This decision was based on the following considerations:
- S44(1) must be read alongside s2(3) and s82(2):
The Court of Appeal considered that s44(1) of the Act must be read alongside s2(3) and s82(2) of the Act. When read with these provisions, it was clear that the English courts have the same powers in relation to foreign-seated arbitrations as they would in relation to civil proceedings before the High Court or a County Court.
- The meaning of “witnesses”:
The Court held that the phrase “the taking of evidence of witnesses” in s44(2)(a) was broad enough linguistically to include all witnesses, and not just those who were parties to the arbitration. As the Act distinguished between witnesses and the parties in other sections when necessary, if Parliament had intended any different definition of witnesses in s44(2)(a), confining the term to parties only, it would have made this clear. The Court observed that it would be rare for a witness to also themselves be a party to the arbitration.
- Powers of the court in relation to English court proceedings:
The key question was what powers the court had in relation to non-parties in English court proceedings. It was clear that the English courts had the power to compel non-parties to give evidence by deposition under the Civil Procedure Rules (“CPR”) 34.8. While the Court acknowledged that this would create the “somewhat anomalous” situation that an English court can give an order requiring a deposition in support of a foreign arbitration, when this would not be possible in support of foreign court proceedings, the Court decided that this did not justify interpreting s44(2)(a) as applying only to parties to the arbitration.
- The relevance of other s44 subsections:
The various other subsections of s44 did not point against interpreting s44(2)(a) as applying to non-parties. The opening words of s44(1) and s44(4) were better understood as “gateways”, which needed to be satisfied before the court could exercise its discretion. Once the threshold was met, the court had the same powers regarding the taking of evidence of witnesses as it would in English court proceedings. The Court further observed that while the Respondents noted that third parties would not be able to appeal (given the limitation in s44(7)), this issue was “more apparent than real”. In practice, a first instance judge is likely to grant permission to appeal, and in any event this issue was not enough to justify interpreting s44(2)(a) so that it did not apply to non-parties.

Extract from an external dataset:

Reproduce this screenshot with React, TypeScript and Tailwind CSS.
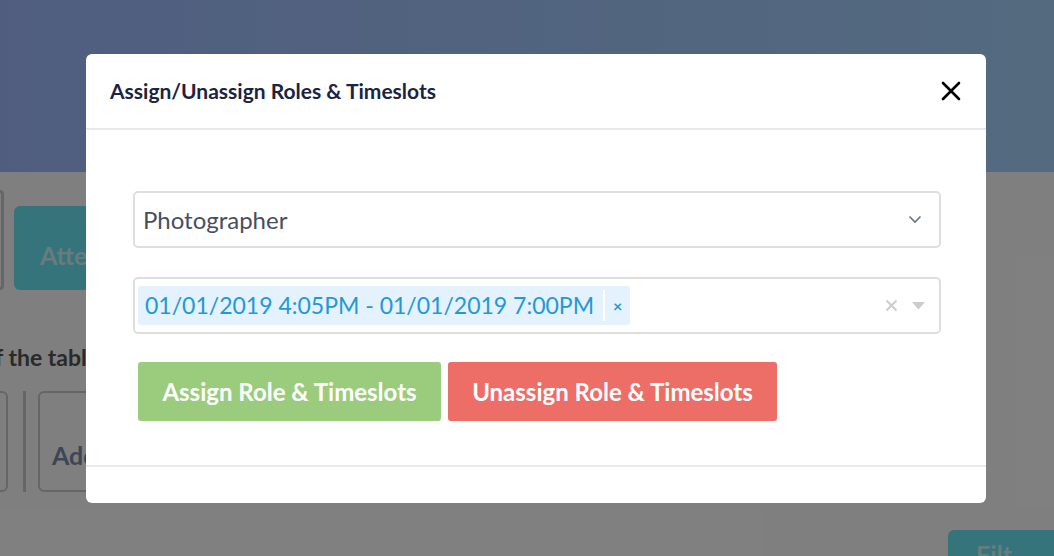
import React from "react";

const font = { fontFamily: "Lato, 'Open Sans', sans-serif" };

function Background() {
  return (
    <div className="absolute inset-0 bg-white">
      <div className="h-[172px] bg-gradient-to-r from-[#a0bbff] to-[#a7d5ff]" />
      <div className="flex items-start gap-[10px] pt-[18px] -ml-[20px]">
        <div className="w-[24px] h-[100px] border-[3px] border-[#ccc] rounded-[4px]" />
        <div className="w-[200px] h-[84px] mt-[16px] rounded-[6px] bg-[#6ae8f4] flex items-end pb-[16px] pl-[26px]">
          <span className="text-[25px] font-bold text-[#fff]/70">Attendees</span>
        </div>
      </div>
      <div className="mt-[56px] -ml-[5px] text-[23px] font-bold text-[#555] leading-none">f the table</div>
      <div className="flex items-stretch mt-[22px] -ml-[30px] h-[101px]">
        <div className="w-[38px] border-[2px] border-[#ccc] rounded-[6px]" />
        <div className="w-[3px] bg-[#ccc] ml-[15px]" />
        <div className="ml-[12px] w-[180px] border-[2px] border-[#ccc] rounded-[6px] flex items-end pb-[16px] pl-[12px]">
          <span className="text-[25px] font-bold text-[#7a8cac]">Add</span>
        </div>
      </div>
      <div className="absolute left-[948px] top-[530px] w-[120px] h-[50px] rounded-[6px] bg-[#6ae8f4] pl-[28px] pt-[6px]">
        <span className="text-[25px] font-bold text-white/70">Filt</span>
      </div>
    </div>
  );
}

function Chevron() {
  return (
    <svg width="14" height="9" viewBox="0 0 14 9" fill="none">
      <path d="M1.5 1.5 L7 7 L12.5 1.5" stroke="#6b7280" strokeWidth="1.6" />
    </svg>
  );
}

export default function App() {
  return (
    <div className="relative w-full h-[556px] overflow-hidden" style={font}>
      <Background />
      <div className="absolute inset-0 bg-black/50" />
      <div className="absolute left-[86px] top-[54px] w-[900px] h-[449px] bg-white rounded-[6px] flex flex-col">
        <div className="h-[76px] border-b-2 border-[#e9e9e9] flex items-center justify-between pl-[24px] pr-[25px]">
          <h2 className="text-[21px] font-bold text-[#1b2440] leading-none pb-[2px]">
            Assign/Unassign Roles &amp; Timeslots
          </h2>
          <svg width="20" height="20" viewBox="0 0 20 20" className="-mt-[1px]">
            <path d="M2 2 L18 18 M18 2 L2 18" stroke="#000" strokeWidth="2.6" strokeLinecap="round" />
          </svg>
        </div>
        <div className="flex-1 pl-[47px] pr-[45px] pt-[61px] border-b-2 border-[#e9e9e9]">
          <div className="h-[57px] border-2 border-[#dedede] rounded-[5px] flex items-center justify-between pl-[8px] pr-[17px]">
            <span className="text-[24px] text-[#474f5c]">Photographer</span>
            <Chevron />
          </div>
          <div className="mt-[29px] h-[57px] border-2 border-[#dedede] rounded-[5px] flex items-center justify-between pl-[3px] pr-[14px]">
            <div className="h-[39px] bg-[#e3f2fd] rounded-[3px] flex items-center text-[#2398d8]">
              <span className="text-[23px] pl-[7px] pr-[9px]">01/01/2019 4:05PM - 01/01/2019 7:00PM</span>
              <span className="w-[2px] h-[31px] bg-white" />
              <span className="px-[8px] text-[16px] font-bold leading-none">×</span>
            </div>
            <div className="flex items-center gap-[14px]">
              <svg width="13" height="13" viewBox="0 0 13 13">
                <path d="M1.5 1.5 L11.5 11.5 M11.5 1.5 L1.5 11.5" stroke="#cccccc" strokeWidth="2" />
              </svg>
              <svg width="13" height="8" viewBox="0 0 13 8">
                <path d="M0 0 H13 L6.5 7.5 Z" fill="#cccccc" />
              </svg>
            </div>
          </div>
          <div className="mt-[28px] pl-[5px] flex gap-[7px]">
            <button className="h-[59px] w-[303px] rounded-[3px] bg-[#9bcc7d] text-white text-[24px] font-bold">
              Assign Role &amp; Timeslots
            </button>
            <button className="h-[59px] w-[329px] rounded-[3px] bg-[#ed6d67] text-white text-[24px] font-bold">
              Unassign Role &amp; Timeslots
            </button>
          </div>
        </div>
        <div className="h-[36px]" />
      </div>
    </div>
  );
}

- Practical use of the power to order a deposition was irrelevant:
The Court of Appeal rejected the Respondents’ argument that the power to order a deposition in civil litigation proceedings was rarely used in practice and only in limited circumstances. There was no reason to justify interpreting CPR 34.8 narrowly such that it only applied when a witness was unable to attend trial. There was in fact no reason why the court should not have the power to order the deposition of a witness in support of a domestic arbitration, for example in circumstances in which a reluctant witness was unwell or about to travel abroad, but the arbitrators were unavailable to hear the evidence at that time.
- The Respondents’ interpretation of s44(2)(a) would give the sub-section “little or no content”:
The Court rejected the Respondents’ narrow interpretation of s44(2)(a) on the grounds that it would mean the sub-section had “no or little content”. It was clear from previous authority that the section could not apply to inwards letters of request from arbitral tribunals. While it could apply to outward letters of request to a foreign court in support of an arbitration seated within England and Wales, it was hard to see how this would ever be useful in respect of a foreign-seated arbitration.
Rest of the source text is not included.